Monday, October 19, 2009

On the Great Schism

It continues to be a paradox that while Noll clearly does not advocate a Great-Man perspective on history, his focus on events, even perhaps Great Events, leaves him to talk about significant historical forces in the hands of those who exemplify them.

Hence Humbert, leaving his letter of excommunication on the altar of the Hagia Sophia. The long string of causes that this springs from, and the longer one that it entails, might perhaps then indicate that, for Noll, the events which have shaped Christianity have not done so as history a se, but simply as the import of social symbols resounding through public time.

This is not to speculate far afield of the Great Schism, but it is to ask what kind of history Noll is about here as he describes the historical record. At any rate, might one say that that letter of communication began the long and unseemly history of separation of the church?

That is, is a Roman leaving a letter on an Orthodox altar at all the same sort of symbol as Luther leaving 95 theses on the Wittenberg door? Perhaps that is to go too far afield, or ahead. But the question must certainly be one of authority and defiance. It was authority that the Latin Leo desired over the Greek churches under threat of Norman knights; it was defiance that led Cerularius to reach out to control more Latin churches instead, and to shut them down when they defied. And it was certainly papal-imbued authority that sent Cardinal Humbert to Constantinople – and a sense of his own authority to write a letter of condemnation by himself!

One wonders what choice Cerularius would have had but to defy the critique. (One is reminded of Jesus’s own critique of the Gentile ie Roman rulers lording it up over their people, and wonders if a chief benefit of Christ’s approach would be precisely that service doesn’t generally provoke defiance). At any rate, the letter of excommunication, that perfect synecdoche of both authority and defiance, certainly sealed the deal.

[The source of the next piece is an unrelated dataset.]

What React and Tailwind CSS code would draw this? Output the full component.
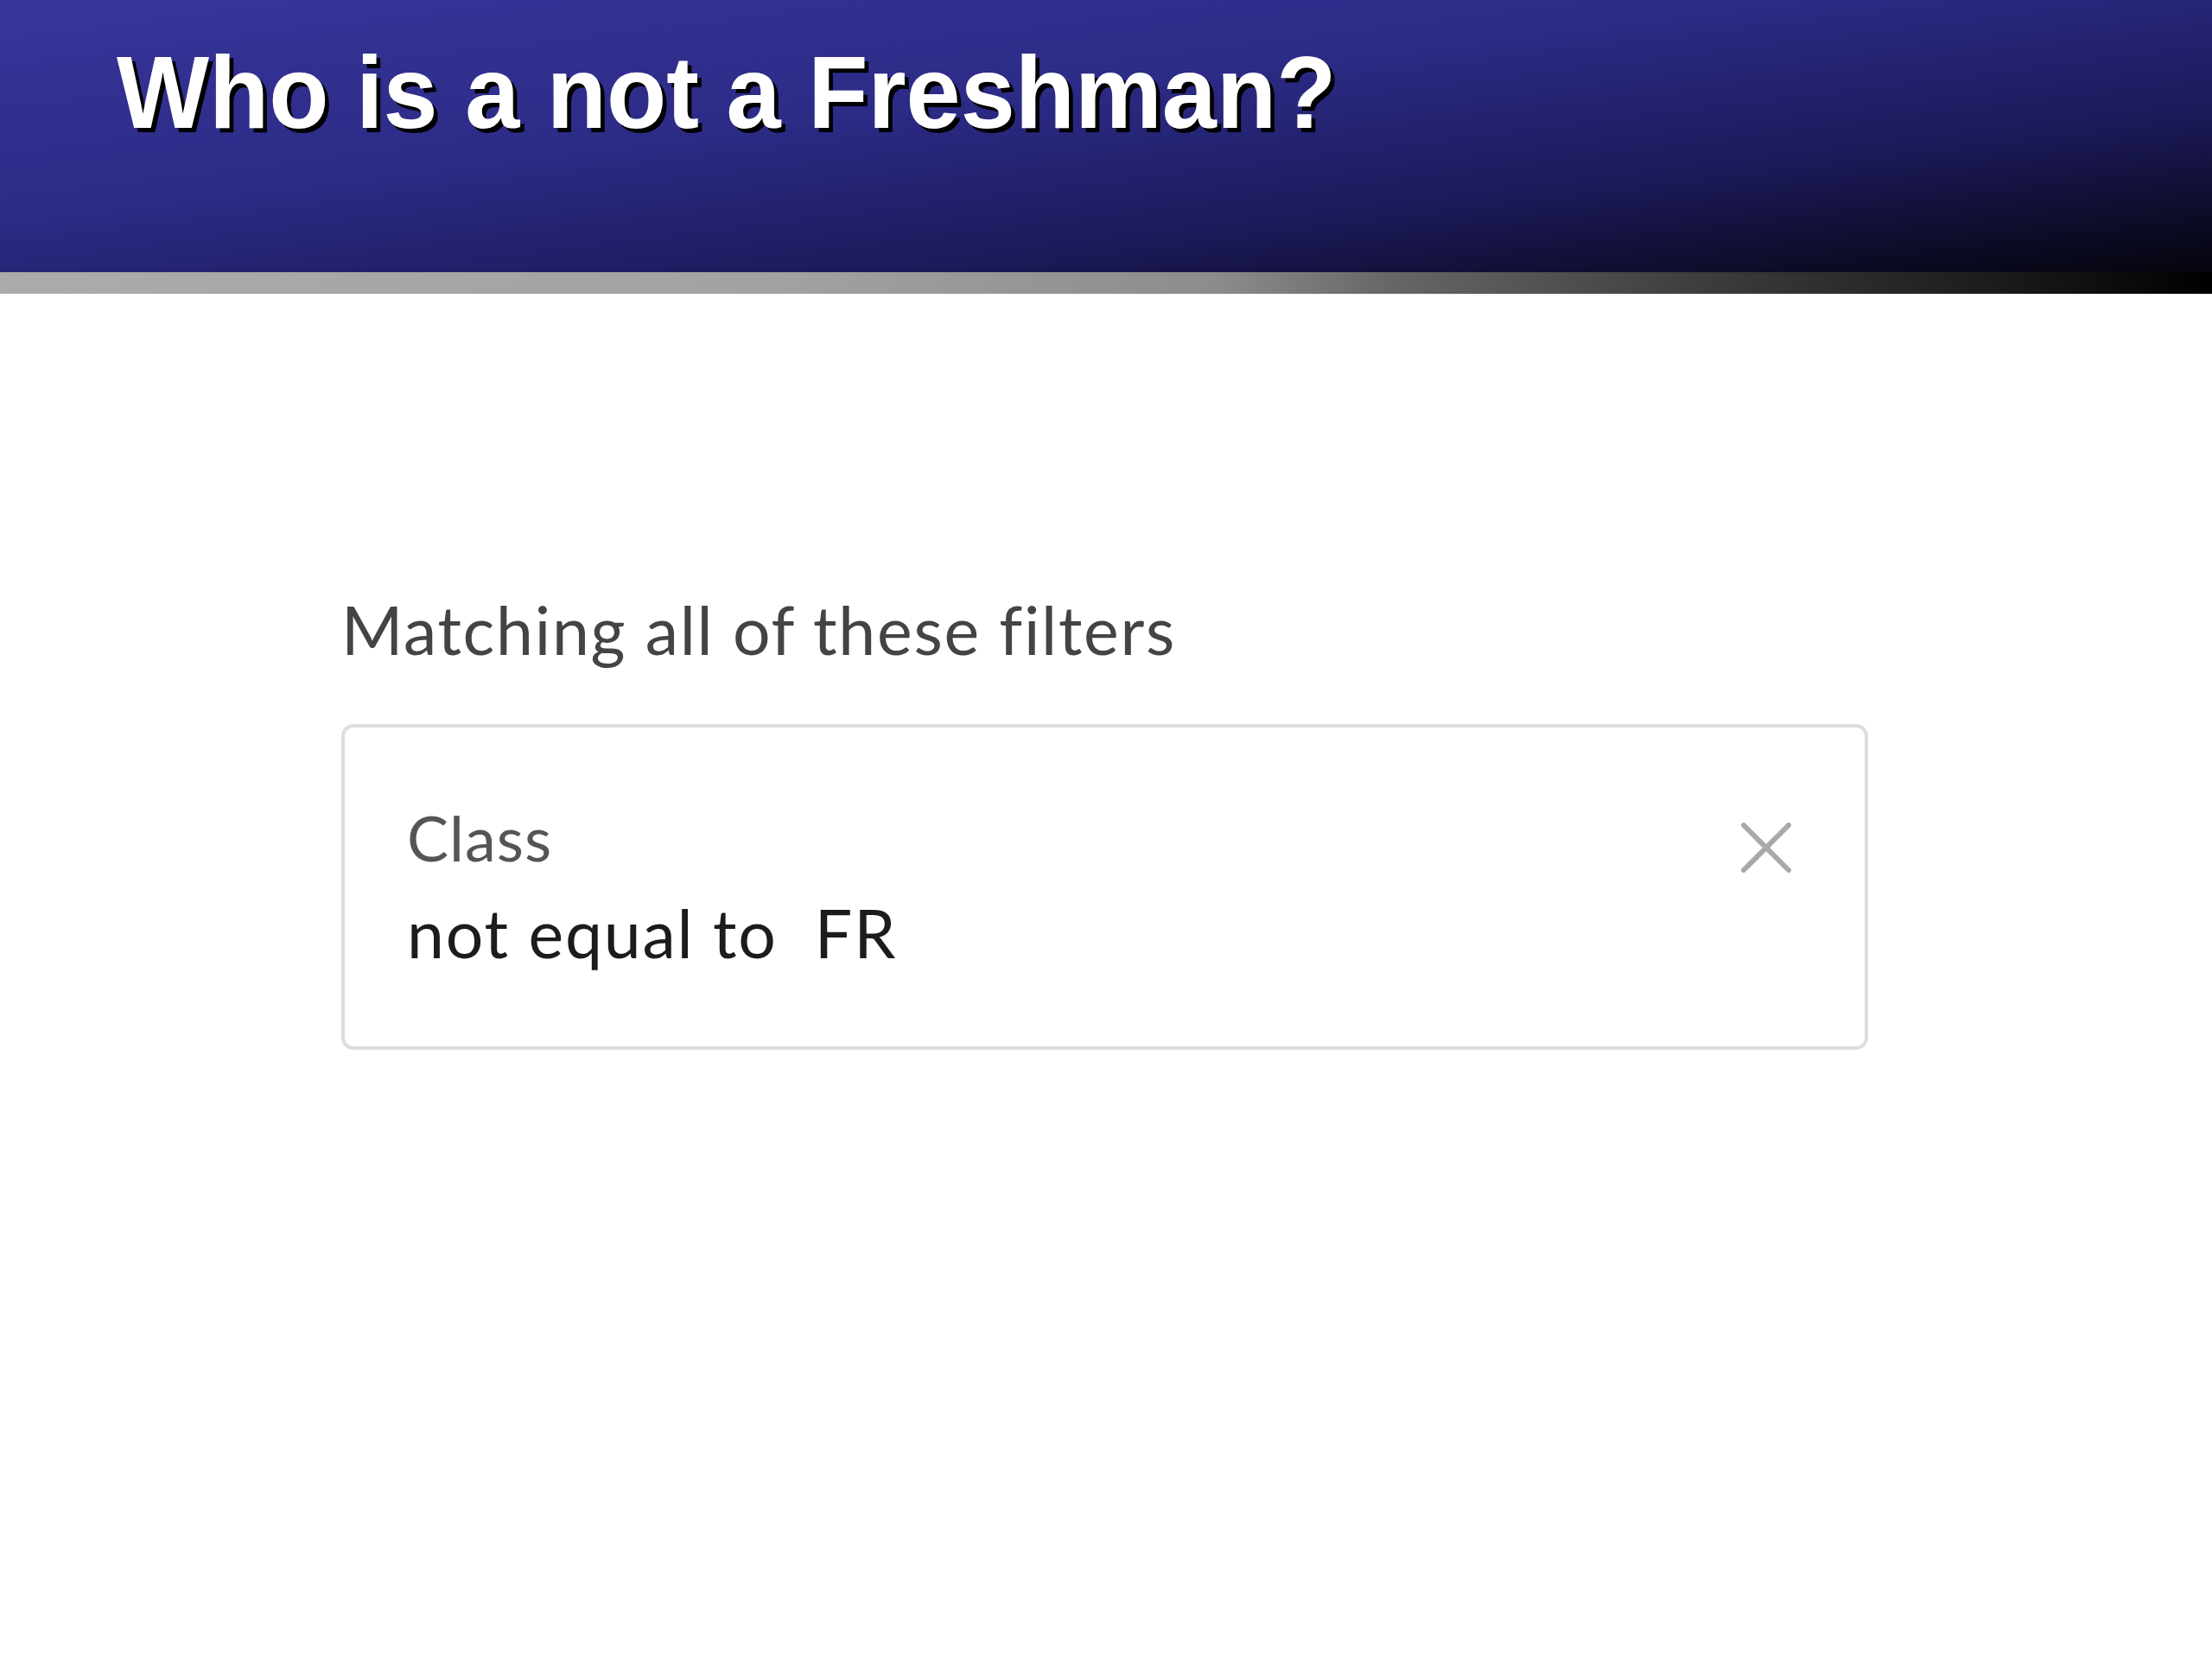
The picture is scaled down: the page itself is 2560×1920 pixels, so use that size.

Noll is certainly correct to trace the other divisions cultural and linguistic and theological to the formation of the Schism itself, but in choosing a great event or turning point one must say that the ingredients cannot overwhelm the alchemy; the point, the moment, must be greater than the sum of its parts. It is not just that the East spoke Greek and the West spoke Latin, but it is that a Latin-speaking foreigner marched right into the heart of Orthodoxy representing the very outsized authority that the four patriarchs the Orthodox recognized and demanded something like contrition.

That is beyond bad form. Did he gouge out the eye of an icon while he was there? And shout the filioque? (Perhaps one could advance a historical perspective concerning Very-Bad-Men and be more entertained.) Events that become historical are those stones that, in rolling, do in fact accrue meaningful moss.

And provoke more of the same. It is interesting to note that while the Orthodox clergy tended to support the efforts at reconciliation, it was the Orthodox churches themselves who resisted repairing the breach – perhaps because of the purely emotional effect of Roman authority overreaching in the past? But whatever the reasons for the failure of reconciliation as a whole, the Fourth Crusade and its unholy destruction within Constantinople became a ringing symbol of the formal separation that Humbert had begun.

When two sides are willing to go to war, one cannot deny that there is in fact some separation between them. And a Christian war does not seem to be more ready to gather forgiveness than any other. War is, after all, the greatest exercise of authority and defiance that one can possibly imagine.